Do You Have a Fear of Flying?
A couple of days ago, I was talking about travels with someone I met. He said he doesn’t like to travel because he’s afraid of flying. Curious, I asked why.
With a slight hint of embarrassment, he answered, “I feel like I don’t have any control on an airplane if something goes wrong.” I have heard of that reasoning at least once before. The premise is that if you are not in the driver seat, you are left helpless if anything goes wrong. I nodded in acknowledgment, as I recognize that it is not always easy for people to share their fears.
The conversation made me wonder: Is the fear truly about not having control on an aircraft? Or, is it more about not having control over one’s fate in the event of an accident, which extends into the fear of death? If it is the latter, I think it’s a perfectly rational fear. Mortality is what makes us human, and it’s a reminder that each of us only has finite time.

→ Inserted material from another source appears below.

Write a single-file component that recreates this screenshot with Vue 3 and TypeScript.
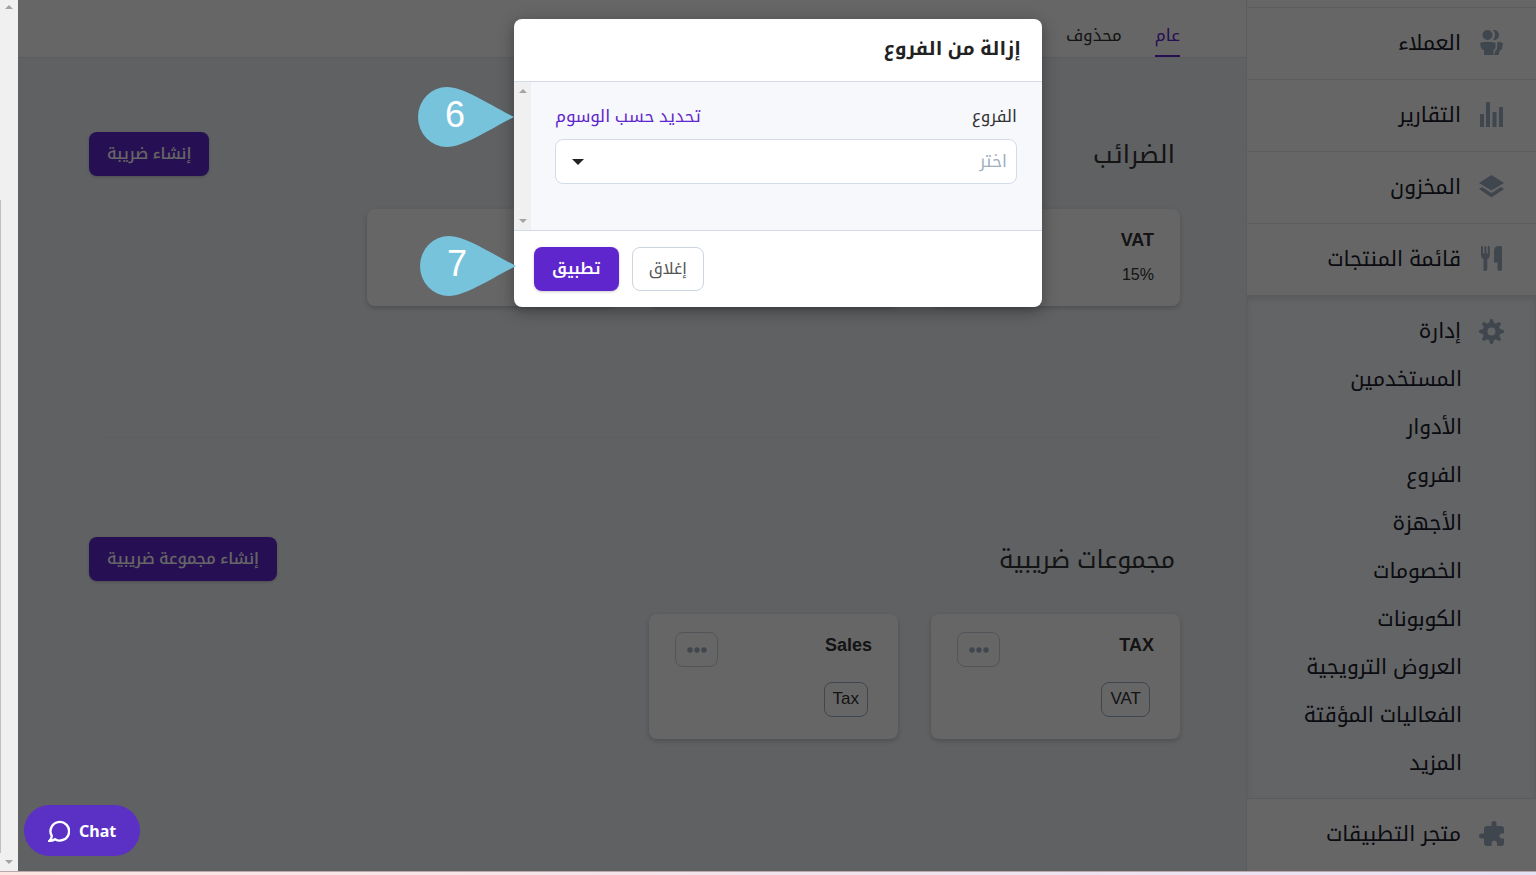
<script setup lang="ts">
const menu = [
  { id: 'customers', label: 'العملاء' },
  { id: 'reports', label: 'التقارير' },
  { id: 'inventory', label: 'المخزون' },
  { id: 'products', label: 'قائمة المنتجات' },
]
const icons: Record<string, string> = {
  customers: 'M8.500 0a5 5 0 1 1 0 10A5 5 0 0 1 8.500 0zM14 0a5 5 0 0 1 2 10h-2q4-5 0-10zM1 13q1.500-1 7.500-1.200Q14.500 12 16.500 13V18q-1 2-2 2v5H5v-5q-2 0-3-2zM18.500 12H21q3 .5 3 2l-1.500 6H21l-1.500 5H15l1.500-4.500Q18 20 18 18z',
  reports: 'M1 12h4v13H1zM7 0h4v25H7zM13.500 10h4v15h-4zM20 5h4v20h-4z',
  inventory: 'M12.500 1L25 9L12.500 16.500L0 9zM3 13L12.500 19L22 13L25 15L12.500 23.500L0 15z',
  products: 'M2 1q0-1 1-1t1 1v6q.7 1 1.400 0V1q0-1 1-1t1 1v6q.7 1 1.400 0V1q0-1 1-1t1 1v8q0 3-2.500 4v10q0 2-2.300 2T4.500 23V13Q2 12 2 9zM23 1v22q0 2-2.300 2T18.500 23v-6.500H15V5q0-5 5-5h2q1 0 1 1z',
}
const subMenu = ['المستخدمين', 'الأدوار', 'الفروع', 'الأجهزة', 'الخصومات', 'الكوبونات', 'العروض الترويجية', 'الفعاليات المؤقتة', 'المزيد']
const groups = [
  { name: 'TAX', tag: 'VAT' },
  { name: 'Sales', tag: 'Tax' },
]
const steps = [6, 7]
const gearTeeth = [0, 45, 90, 135, 180, 225, 270, 315]
</script>

<template>
  <div class="screen" dir="rtl">
    <div class="app">
      <aside class="sidebar">
        <nav>
          <a v-for="item in menu" :key="item.id" href="#" class="nav-item">
            <svg class="nav-icon" viewBox="0 0 25 25"><path :d="icons[item.id]" /></svg>
            <span>{{ item.label }}</span>
          </a>
          <div class="nav-group">
            <a href="#" class="nav-head">
              <svg class="nav-icon" viewBox="-12.5 -12.5 25 25">
                <path fill-rule="evenodd" d="M0-8.500A8.500 8.500 0 1 1 0 8.500A8.500 8.500 0 1 1 0-8.500zM0-4A4 4 0 1 0 0 4A4 4 0 1 0 0-4z" />
                <path v-for="a in gearTeeth" :key="a" :transform="`rotate(${a})`" d="M-3.500-7.500Q-2-8.500-1.500-12Q0-13 1.500-12Q2-8.500 3.500-7.500z" />
              </svg>
              <span>إدارة</span>
            </a>
            <a v-for="label in subMenu" :key="label" href="#" class="nav-sub">{{ label }}</a>
          </div>
          <a href="#" class="nav-item">
            <svg class="nav-icon" viewBox="0 0 25 25">
              <path d="M5 8q0-3 3-3h4.500V2.500a2.500 2.500 0 0 1 5 0V5H22q3 0 3 3v4.500h-2a2.500 2.500 0 0 0 0 5h2V22q0 3-3 3h-4v-2.500a2.700 2.700 0 0 0-5.400 0V25H8q-3 0-3-3v-4.500H2.500a2.500 2.500 0 0 1 0-5H5z" />
            </svg>
            <span>متجر التطبيقات</span>
          </a>
        </nav>
      </aside>

      <main class="main">
        <nav class="tabs">
          <a href="#" class="tab active">عام</a>
          <a href="#" class="tab">محذوف</a>
        </nav>
        <div class="content">
          <section class="taxes">
            <header class="section-head">
              <h2>الضرائب</h2>
              <button type="button" class="btn primary">إنشاء ضريبة</button>
            </header>
            <div class="cards">
              <article class="card">
                <h3>VAT</h3>
                <p dir="ltr">15%</p>
              </article>
              <article class="card"></article>
              <article class="card"></article>
            </div>
            <hr />
          </section>
          <section class="groups">
            <header class="section-head">
              <h2>مجموعات ضريبية</h2>
              <button type="button" class="btn primary">إنشاء مجموعة ضريبية</button>
            </header>
            <div class="cards">
              <article v-for="g in groups" :key="g.name" class="card tall">
                <div class="card-top">
                  <h3>{{ g.name }}</h3>
                  <button type="button" class="more" aria-label="المزيد">
                    <svg viewBox="0 0 20 6"><circle cx="3" cy="3" r="2.7" /><circle cx="10" cy="3" r="2.7" /><circle cx="17" cy="3" r="2.7" /></svg>
                  </button>
                </div>
                <span class="tag">{{ g.tag }}</span>
              </article>
            </div>
          </section>
        </div>
      </main>

      <div class="scrollbar page-scroll">
        <svg viewBox="0 0 8 4"><path d="M0 4L4 0L8 4z" /></svg>
        <span class="thumb"></span>
        <svg viewBox="0 0 8 4"><path d="M0 0H8L4 4z" /></svg>
      </div>

      <div class="overlay">
        <div class="modal" role="dialog" aria-labelledby="modal-title">
          <header class="modal-head"><h1 id="modal-title">إزالة من الفروع</h1></header>
          <div class="modal-body">
            <div class="form">
              <div class="form-labels">
                <label for="branches">الفروع</label>
                <a href="#">تحديد حسب الوسوم</a>
              </div>
              <div class="select-wrap">
                <select id="branches"><option>اختر</option></select>
                <svg viewBox="0 0 12 6"><path d="M0 0H12L6 6z" /></svg>
              </div>
            </div>
            <div class="scrollbar">
              <svg viewBox="0 0 8 4"><path d="M0 4L4 0L8 4z" /></svg>
              <svg viewBox="0 0 8 4"><path d="M0 0H8L4 4z" /></svg>
            </div>
          </div>
          <footer class="modal-foot">
            <button type="button" class="btn outline">إغلاق</button>
            <button type="button" class="btn primary apply">تطبيق</button>
          </footer>
          <div v-for="n in steps" :key="n" class="pin" :class="`pin-${n}`">
            <svg viewBox="0 0 96 60"><path d="M96 30C72 18 46 0 29 0A29 30 0 0 0 29 60C46 60 72 42 96 30z" /></svg>
            <span>{{ n }}</span>
          </div>
        </div>
      </div>

      <button type="button" class="chat" dir="ltr">
        <svg viewBox="0 0 22 22"><path d="M3.800 16A9.300 9.300 0 1 1 7 19.200Q4.500 21 1.500 20.800Q3.600 19 3.800 16z" /></svg>
        <span>Chat</span>
      </button>
    </div>
    <div class="strip"></div>
  </div>
</template>

<style>
body {
  margin: 0;
}
</style>

<style scoped>
* {
  box-sizing: border-box;
}
h1, h2, h3, p {
  margin: 0;
}
a {
  color: inherit;
  text-decoration: none;
}
button, select {
  font: inherit;
}
.screen {
  min-height: 100vh;
  display: flex;
  flex-direction: column;
  font-family: "Liberation Sans", "Noto Kufi Arabic", "Noto Sans Arabic", "DejaVu Sans", sans-serif;
  font-size: 17px;
  line-height: 24px;
  color: #333;
}
.app {
  position: relative;
  flex: 1;
  display: flex;
  background: #edf2f7;
}
.strip {
  height: 4px;
  border-top: 1px solid #b9a9ab;
  background: linear-gradient(to left, #e6e2f6, #fde5e1);
}
.sidebar {
  width: 290px;
  flex: none;
  padding-top: 7px;
  background: #fff;
  border-left: 1px solid #e2e8f0;
  font-size: 21px;
  color: #1a202c;
}
.nav-item {
  height: 72px;
  display: flex;
  align-items: center;
  gap: 18px;
  padding: 0 32px 2px 0;
  border-top: 1px solid #e2e8f0;
}
.nav-icon {
  width: 25px;
  height: 25px;
  fill: #a0aec0;
}
.nav-group {
  padding: 12px 0 11px;
  background: #f7fafc;
  box-shadow: inset 0 4px 6px rgba(0, 0, 0, 0.1);
}
.nav-head {
  height: 48px;
  display: flex;
  align-items: center;
  gap: 18px;
  padding-right: 32px;
}
.nav-sub {
  height: 48px;
  display: flex;
  align-items: center;
  padding-right: 74px;
}
.main {
  flex: 1;
  min-width: 0;
}
.tabs {
  height: 58px;
  display: flex;
  align-items: flex-end;
  gap: 33px;
  padding: 0 66px;
  background: #fff;
  border-bottom: 1px solid #e2e8f0;
}
.tab {
  padding-bottom: 7px;
  border-bottom: 2px solid transparent;
}
.tab.active {
  color: #5f26cd;
  border-color: #5f26cd;
}
.content {
  padding: 74px 66px 0 67px;
}
.section-head {
  display: flex;
  align-items: center;
  justify-content: space-between;
  padding: 0 5px 0 4px;
  margin-bottom: 33px;
}
.section-head h2 {
  font-size: 25px;
  line-height: 36px;
  font-weight: 400;
}
.taxes {
  height: 405px;
}
hr {
  margin: 131px 16px 0;
  border: 0;
  border-top: 1px solid #e6ebf1;
}
.btn {
  height: 44px;
  padding: 0 18px;
  border-radius: 8px;
  border: 0;
  font-size: 16px;
}
.primary {
  background: #5f26cd;
  color: #fff;
  font-weight: 500;
  box-shadow: 0 1px 3px rgba(0, 0, 0, 0.2);
}
.cards {
  display: grid;
  grid-template-columns: repeat(4, 1fr);
  gap: 33px;
}
.card {
  min-height: 97px;
  padding: 18px 26px;
  background: #fff;
  border-radius: 8px;
  box-shadow: 0 2px 5px rgba(0, 0, 0, 0.2);
}
.card h3 {
  font-size: 18px;
  line-height: 26px;
}
.card p {
  margin-top: 10px;
  font-size: 16px;
  text-align: right;
}
.card.tall {
  min-height: 125px;
}
.card-top {
  display: flex;
  justify-content: space-between;
  height: 50px;
}
.more {
  width: 43px;
  height: 35px;
  display: grid;
  place-items: center;
  padding: 0;
  background: none;
  border: 1px solid #cbd5e0;
  border-radius: 8px;
}
.more svg {
  width: 20px;
  height: 6px;
  fill: #a0aec0;
}
.tag {
  display: inline-block;
  padding: 4px 8px 5px;
  margin-right: 4px;
  border: 1px solid #a0aec0;
  border-radius: 8px;
}
.scrollbar {
  width: 17px;
  flex: none;
  display: flex;
  flex-direction: column;
  justify-content: space-between;
  align-items: center;
  padding: 7px 0;
  background: #f0f0f0;
}
.scrollbar svg {
  width: 8px;
  height: 4px;
  fill: #a3a3a3;
}
.page-scroll {
  width: 18px;
  padding: 5px 0 7px;
}
.thumb {
  height: 76%;
  width: 1px;
  margin: auto auto 7px 0;
  background: #c0c0c0;
}
.overlay {
  position: absolute;
  inset: 0 0 0 18px;
  display: flex;
  justify-content: center;
  align-items: flex-start;
  padding: 19px 0 0 2px;
  background: rgba(0, 0, 0, 0.6);
}
.modal {
  position: relative;
  width: 528px;
  background: #fff;
  border-radius: 8px;
  box-shadow: 0 4px 16px rgba(0, 0, 0, 0.35);
}
.modal-head {
  padding: 14px 21px 16px;
  border-bottom: 1px solid #d5dae9;
}
.modal-head h1 {
  font-size: 19px;
  line-height: 32px;
  color: #222;
}
.modal-body {
  display: flex;
  height: 148px;
  background: #f7f8fc;
}
.form {
  flex: 1;
  padding: 23px 25px 0 24px;
}
.form-labels {
  display: flex;
  justify-content: space-between;
  line-height: 24px;
  margin-bottom: 10px;
}
.form-labels a {
  color: #5f26cd;
}
.select-wrap {
  position: relative;
}
.select-wrap select {
  appearance: none;
  width: 100%;
  height: 45px;
  padding: 0 9px;
  color: #a0aec0;
  background: #fff;
  border: 1px solid #d5dae9;
  border-radius: 8px;
}
.select-wrap svg {
  position: absolute;
  left: 17px;
  top: 20px;
  width: 12px;
  height: 6px;
  fill: #222;
}
.modal-foot {
  display: flex;
  justify-content: flex-end;
  gap: 13px;
  padding: 16px 20px;
  border-top: 1px solid #d5dae9;
}
.outline {
  padding: 0 16px;
  background: #fff;
  color: #555;
  border: 1px solid #cbd5e0;
}
.apply {
  font-weight: 600;
}
.pin {
  position: absolute;
  left: -96px;
  top: 68px;
  width: 96px;
  height: 60px;
}
.pin-7 {
  left: -94px;
  top: 217px;
}
.pin svg {
  width: 100%;
  height: 100%;
  fill: #78c3dc;
}
.pin span {
  position: absolute;
  left: 27px;
  top: 8px;
  font-size: 36px;
  line-height: 40px;
  color: #fff;
}
.chat {
  position: absolute;
  left: 24px;
  bottom: 15px;
  height: 51px;
  display: flex;
  align-items: center;
  gap: 9px;
  padding: 0 24px;
  border: 0;
  border-radius: 26px;
  background: #5a30c5;
  color: #fff;
  font-family: "Noto Sans", sans-serif;
  font-size: 16px;
  font-weight: 700;
}
.chat svg {
  width: 22px;
  height: 22px;
  fill: none;
  stroke: #fff;
  stroke-width: 2.400;
}
</style>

Is it really about control?
If it’s just a matter of having control, I have a slightly different take which may help ease some fears. While I generally believe in free will, I also believe that no one has “full” control in the first place. You don’t have control over the family you’re born into, the color of your skin, the initial lot you’ve been given in life. (Note: I said “initial” as I’m a firm believer that one’s lot in life can be changed).
Still, there are just some things you don’t have a lot of control over. Sometimes you meet someone who’s going to change your life when you least expect it. You could be at the right place at the right time. Conversely, you could also be at the wrong place at the wrong time.
For these reasons, I’d assert that you don’t have control aboard an aircraft anymore than if you were on a train or a ship. As we are all interconnected as part of society. I tend to believe that we have to rely on each other to do the “right” thing. For cars to stop at red lights at an intersection. For people to go to work so services are operational. For people who are trained in their jobs to do their jobs right.
I’d like to think that I’m in the care of people who are well-trained in their jobs. I trust that they are well-equipped to handle any situations, and that my odds — and that of my fellow passengers — are better with them than if I (or other inexperienced passengers) were at the helm. On that vein, I suppose I don’t worry about having control on an aircraft as I expect pilots and crew to take great care and pride in their jobs to get passengers to their final destinations.
If you’re afraid of flying for whatever reasons but you still fly, congratulations on managing your fears. In many ways, fears are normal so long as they are not all-consuming. Fears give you the opportunity to think about the reasons behind the fears. It sometimes forces you to see the bigger picture: What’s most important? What’s not? Sometimes these are the questions that give you the “big” perspective, and it is one of the things I love most about travel.
That is not to say I don’t have any specific fears around flying, but that’s for another day.
Do you have a general fear of flying? Is so, what is it about flying that makes you nervous?